Mandamus Record Checklist
- Include the motion to transfer venue.
- Include any responses, affidavits, amended pleadings, and notices.
- Include the signed transfer order.
- Include the certified docket sheet or register of actions.
- Include transcripts from status conferences or hearings, if any exist.
- Include correspondence or notices showing the absence of a setting, if relevant.
- Cite Henderson v. O’Neill and Rule 87.1 and 87.3(b) directly.
- Explain why no adequate appellate remedy exists once the case is transferred.
Citation
In re Sandra Ramirez, No. 08-25-00252-CV, 2026 WL ___ (Tex.
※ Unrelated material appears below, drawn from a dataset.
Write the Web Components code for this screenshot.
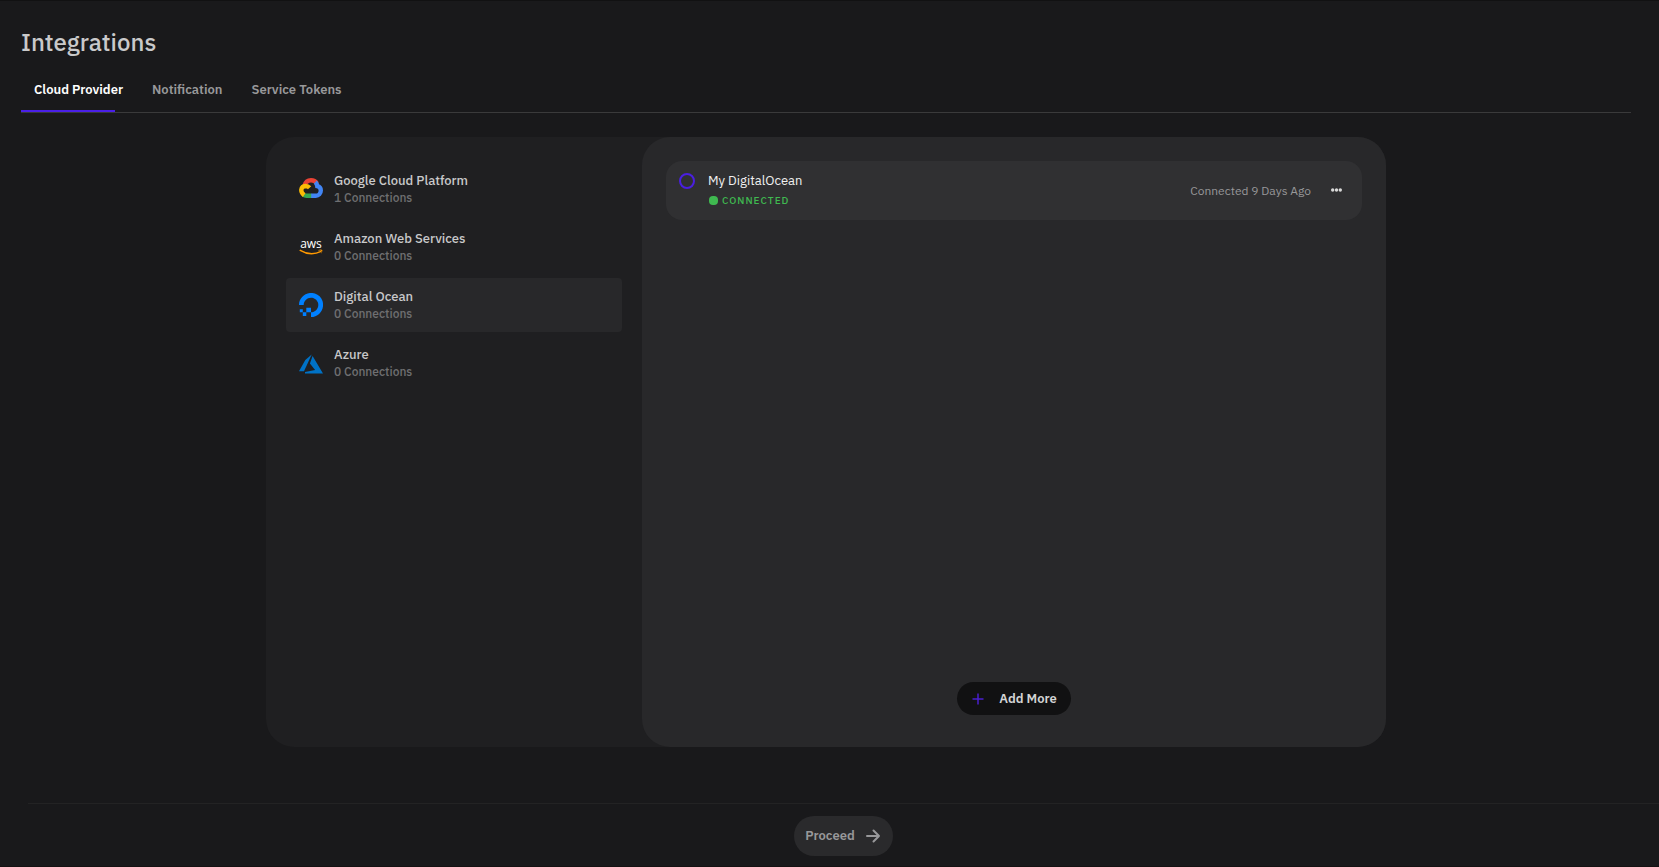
<!DOCTYPE html>
<html lang="en">
<head>
<meta charset="utf-8">
<meta name="viewport" content="width=device-width, initial-scale=1">
<title>Integrations</title>
<style>
    body {
        margin: 0;
        background: #19191b;
        color: #c9c9ca;
        font-family: "IBM Plex Sans", Roboto, "Liberation Sans", sans-serif;
        font-size: 13px;
    }
</style>
</head>
<body>

<integrations-page>
    <tab-bar slot="tabs">
        <tab-item selected>Cloud Provider</tab-item>
        <tab-item>Notification</tab-item>
        <tab-item>Service Tokens</tab-item>
    </tab-bar>

    <split-panel>
        <provider-item slot="side" name="Google Cloud Platform" count="1">
            <svg width="24" height="24" viewBox="0 1 24 24" fill="none" stroke-width="4.400" aria-hidden="true">
                <path d="M5.300 10C6.400 6.200 9 4.300 12 4.300c2.500 0 4.500 1 6 3.200" stroke="#ea4335"/>
                <path d="M16.300 6.200c1.200 1.100 1.800 2.300 2 4 2.200.5 3.500 2.100 3.500 4.300 0 3.100-2.200 5.300-5 5.300H12" stroke="#4285f4"/>
                <path d="M12.200 19.800H7.500c-1.200 0-2.200-.3-3.200-1" stroke="#34a853"/>
                <path d="M5.200 19.100C.8 16 1.500 10.300 6.600 10c1.700 0 2.900.6 4 1.800" stroke="#fbbc05"/>
            </svg>
        </provider-item>
        <provider-item slot="side" name="Amazon Web Services" count="0">
            <svg width="24" height="24" viewBox="0 0 24 24" overflow="visible" aria-hidden="true">
                <text x="12" y="13" text-anchor="middle" font-family="Open Sans, sans-serif" font-size="12" font-weight="500" fill="#fff">aws</text>
                <path d="M.7 15.200c7 4.200 15 4.400 21.400 1.200" fill="none" stroke="#f90" stroke-width="1.500"/>
                <path d="M19.300 15.100c1.500-.7 3.500-.7 4 0 .3.800-.3 2.700-1.400 3.800.6-1.500.8-2.600.5-3-.4-.4-1.600-.5-3.100-.3z" fill="#f90"/>
            </svg>
        </provider-item>
        <provider-item slot="side" name="Digital Ocean" count="0" selected>
            <svg width="24" height="24" viewBox="0 0 24 24" fill="#0080ff" aria-hidden="true">
                <path d="M12 24v-4.700c4.900 0 8.700-4.900 6.800-10a7 7 0 0 0-4.100-4.100C9.600 3.300 4.700 7.100 4.700 12H0C0 4.100 7.700-2 15.900.5c3.600 1.100 6.500 4 7.600 7.600C26 16.300 19.900 24 12 24z"/>
                <path d="M7.300 14.700H12v4.600H7.300zM3.800 19.300h3.500v3.600H3.800zM.8 16.300h3v3h-3z"/>
            </svg>
        </provider-item>
        <provider-item slot="side" name="Azure" count="0">
            <svg width="24" height="24" viewBox="0 0 24 24" fill="#0072c6" aria-hidden="true">
                <path d="M12.700 3.500 6.300 9 0 20.300h5z"/>
                <path d="m13.600 5-2.700 7.600 5.200 6.500L6 20.900v1.600h18z"/>
            </svg>
        </provider-item>

        <connection-card name="My DigitalOcean" status="CONNECTED" when="Connected 9 Days Ago"></connection-card>
        <pill-button slot="action" kind="dark">
            <svg slot="before" width="14" height="14" viewBox="0 0 14 14" stroke="#4a1fd0" stroke-width="1.500" aria-hidden="true">
                <path d="M7 1.500v11M1.500 7h11"/>
            </svg>
            Add More
        </pill-button>
    </split-panel>

    <pill-button slot="footer" kind="muted">
        Proceed
        <svg slot="after" width="16" height="16" viewBox="0 0 16 16" fill="none" stroke="#98989a" stroke-width="2" stroke-linecap="round" stroke-linejoin="round" aria-hidden="true">
            <path d="M2 8h12M8.500 2.500 14 8l-5.500 5.500"/>
        </svg>
    </pill-button>
</integrations-page>

<script>
class IntegrationsPage extends HTMLElement {
    constructor() {
        super();
        this.attachShadow({ mode: 'open' }).innerHTML = `
            <style>
                :host {
                    display: flex;
                    flex-direction: column;
                    box-sizing: border-box;
                    min-height: 100vh;
                    border-top: 1px solid #111112;
                    border-bottom: 1px solid #151112;
                }
                header { padding: 25px 28px 0 21px; }
                h1 {
                    margin: 0;
                    font-size: 24px;
                    line-height: 32px;
                    font-weight: 500;
                }
                main {
                    flex: 1;
                    display: flex;
                    justify-content: center;
                    padding: 24px 28px 56px 21px;
                }
                footer {
                    display: flex;
                    justify-content: center;
                    margin-left: 28px;
                    padding: 12px 0 10px;
                    border-top: 1px solid #232324;
                }
            </style>
            <header>
                <h1>Integrations</h1>
                <slot name="tabs"></slot>
            </header>
            <main><slot></slot></main>
            <footer><slot name="footer"></slot></footer>
        `;
    }
}

class TabBar extends HTMLElement {
    constructor() {
        super();
        this.attachShadow({ mode: 'open' }).innerHTML = `
            <style>
                :host {
                    display: flex;
                    gap: 3px;
                    margin-top: 10px;
                    border-bottom: 1px solid #3a3a3b;
                }
            </style>
            <slot></slot>
        `;
    }

    connectedCallback() {
        this.setAttribute('role', 'tablist');
    }
}

class TabItem extends HTMLElement {
    constructor() {
        super();
        this.attachShadow({ mode: 'open' }).innerHTML = `
            <style>
                :host { display: block; }
                button {
                    height: 44px;
                    padding: 0 13px 2px;
                    border: 0;
                    background: none;
                    color: #98989a;
                    font: inherit;
                    font-weight: 600;
                    cursor: pointer;
                }
                /* the marker is narrower than the tab */
                :host([selected]) button {
                    color: #fff;
                    background: linear-gradient(#4a1fe8, #4a1fe8) left bottom / 82% 2px no-repeat;
                }
            </style>
            <button type="button" role="tab"><slot></slot></button>
        `;
    }

    connectedCallback() {
        this.shadowRoot.querySelector('button').setAttribute('aria-selected', this.hasAttribute('selected'));
    }
}

class SplitPanel extends HTMLElement {
    constructor() {
        super();
        this.attachShadow({ mode: 'open' }).innerHTML = `
            <style>
                :host {
                    display: flex;
                    flex: 1;
                    max-width: 1120px;
                    background: #1f1f21;
                    border-radius: 28px;
                }
                nav {
                    display: flex;
                    flex-direction: column;
                    gap: 4px;
                    box-sizing: border-box;
                    width: 376px;
                    padding: 25px 20px;
                }
                section {
                    flex: 1;
                    display: flex;
                    flex-direction: column;
                    padding: 24px 24px 32px;
                    background: #28282a;
                    border-radius: 28px;
                }
                .list { flex: 1; }
                .action {
                    display: flex;
                    justify-content: center;
                }
            </style>
            <nav aria-label="Providers"><slot name="side"></slot></nav>
            <section>
                <div class="list"><slot></slot></div>
                <div class="action"><slot name="action"></slot></div>
            </section>
        `;
    }
}

class ProviderItem extends HTMLElement {
    constructor() {
        super();
        this.attachShadow({ mode: 'open' }).innerHTML = `
            <style>
                :host { display: block; }
                button {
                    display: flex;
                    align-items: center;
                    gap: 11px;
                    width: 100%;
                    height: 54px;
                    padding: 0 13px;
                    border: 0;
                    border-radius: 4px;
                    background: none;
                    color: inherit;
                    font: inherit;
                    text-align: left;
                    cursor: pointer;
                }
                :host([selected]) button { background: #28282a; }
                .text {
                    display: flex;
                    flex-direction: column;
                    line-height: 17px;
                }
                .name { font-weight: 500; }
                .count {
                    color: #6f6f71;
                    font-size: 12px;
                    font-weight: 500;
                }
            </style>
            <button type="button">
                <slot></slot>
                <span class="text">
                    <span class="name"></span>
                    <span class="count"></span>
                </span>
            </button>
        `;
    }

    connectedCallback() {
        const root = this.shadowRoot;
        root.querySelector('.name').textContent = this.getAttribute('name');
        root.querySelector('.count').textContent = this.getAttribute('count') + ' Connections';
    }
}

class ConnectionCard extends HTMLElement {
    constructor() {
        super();
        this.attachShadow({ mode: 'open' }).innerHTML = `
            <style>
                :host {
                    display: flex;
                    align-items: center;
                    padding: 9px 12px 10px 13px;
                    background: #303032;
                    border-radius: 16px;
                }
                input {
                    appearance: none;
                    align-self: flex-start;
                    width: 16px;
                    height: 16px;
                    margin: 3px 13px 0 0;
                    border: 2px solid #4a1fe0;
                    border-radius: 50%;
                }
                .info { flex: 1; }
                label {
                    display: block;
                    color: #f0f0f0;
                    line-height: 21px;
                }
                .status {
                    display: flex;
                    align-items: center;
                    gap: 4px;
                    padding-left: 1px;
                    color: #3fb950;
                    font-size: 10px;
                    font-weight: 500;
                    letter-spacing: 1px;
                    line-height: 19px;
                }
                .status::before {
                    content: "";
                    width: 9px;
                    height: 9px;
                    border-radius: 4px;
                    background: #3fb950;
                }
                .when {
                    color: #98989a;
                    font-size: 12px;
                }
                button {
                    display: flex;
                    margin-left: 12px;
                    padding: 8px;
                    border: 0;
                    background: none;
                    cursor: pointer;
                }
            </style>
            <input type="radio" id="pick" name="connection">
            <div class="info">
                <label for="pick"></label>
                <div class="status"></div>
            </div>
            <span class="when"></span>
            <button type="button" aria-label="More options">
                <svg width="11" height="4" viewBox="0 0 11 4" fill="#d8d8d8">
                    <circle cx="1.700" cy="2" r="1.700"/><circle cx="5.500" cy="2" r="1.700"/><circle cx="9.300" cy="2" r="1.700"/>
                </svg>
            </button>
        `;
    }

    connectedCallback() {
        const root = this.shadowRoot;
        root.querySelector('label').textContent = this.getAttribute('name');
        root.querySelector('.status').textContent = this.getAttribute('status');
        root.querySelector('.when').textContent = this.getAttribute('when');
    }
}

class PillButton extends HTMLElement {
    constructor() {
        super();
        this.attachShadow({ mode: 'open' }).innerHTML = `
            <style>
                :host { display: block; }
                button {
                    display: flex;
                    align-items: center;
                    border: 0;
                    border-radius: 20px;
                    font: inherit;
                    font-weight: 600;
                    cursor: pointer;
                }
                :host([kind="dark"]) button {
                    gap: 14px;
                    height: 33px;
                    padding: 0 14px;
                    background: #111112;
                    color: #d4d4d5;
                }
                :host([kind="muted"]) button {
                    gap: 10px;
                    height: 40px;
                    padding: 0 12px 1px 11px;
                    background: #2a2a2c;
                    color: #98989a;
                }
            </style>
            <button type="button"><slot name="before"></slot><span><slot></slot></span><slot name="after"></slot></button>
        `;
    }
}

customElements.define('integrations-page', IntegrationsPage);
customElements.define('tab-bar', TabBar);
customElements.define('tab-item', TabItem);
customElements.define('split-panel', SplitPanel);
customElements.define('provider-item', ProviderItem);
customElements.define('connection-card', ConnectionCard);
customElements.define('pill-button', PillButton);
</script>
</body>
</html>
App.—El Paso June 3, 2026, orig. proceeding) (mem. op.).
Full Opinion
Family Law Crossover
The strategic value of Ramirez in family litigation is substantial because venue often drives case dynamics more than the merits lawyers are willing to admit. In a divorce, one side may try to relocate the fight to a county perceived as more favorable on temporary orders, jury pools, scheduling speed, or local judicial preferences. In a custody or modification dispute, a transfer may affect access to school records, counselors, child witnesses, and the practical burden of appearing for repeated hearings. Ramirez gives family lawyers a precise procedural attack: if the other side secures transfer without a Rule 87-compliant setting, notice, and hearing, the transfer is vulnerable regardless of how strongly the other side argues the destination county is substantively proper.
It can also be weaponized more affirmatively. If you represent the resisting party, insist on strict compliance with Rule 87 to buy the time the rules contemplate for amended pleadings, additional affidavits, and strategic development of the venue record. If your opponent tries to smuggle a venue ruling into a status conference, a temporary-orders setting, or an undocumented submission process, Ramirez supplies authority to stop the move or unwind it by mandamus. The larger lesson is that venue procedure is not housekeeping; in family law, it is leverage.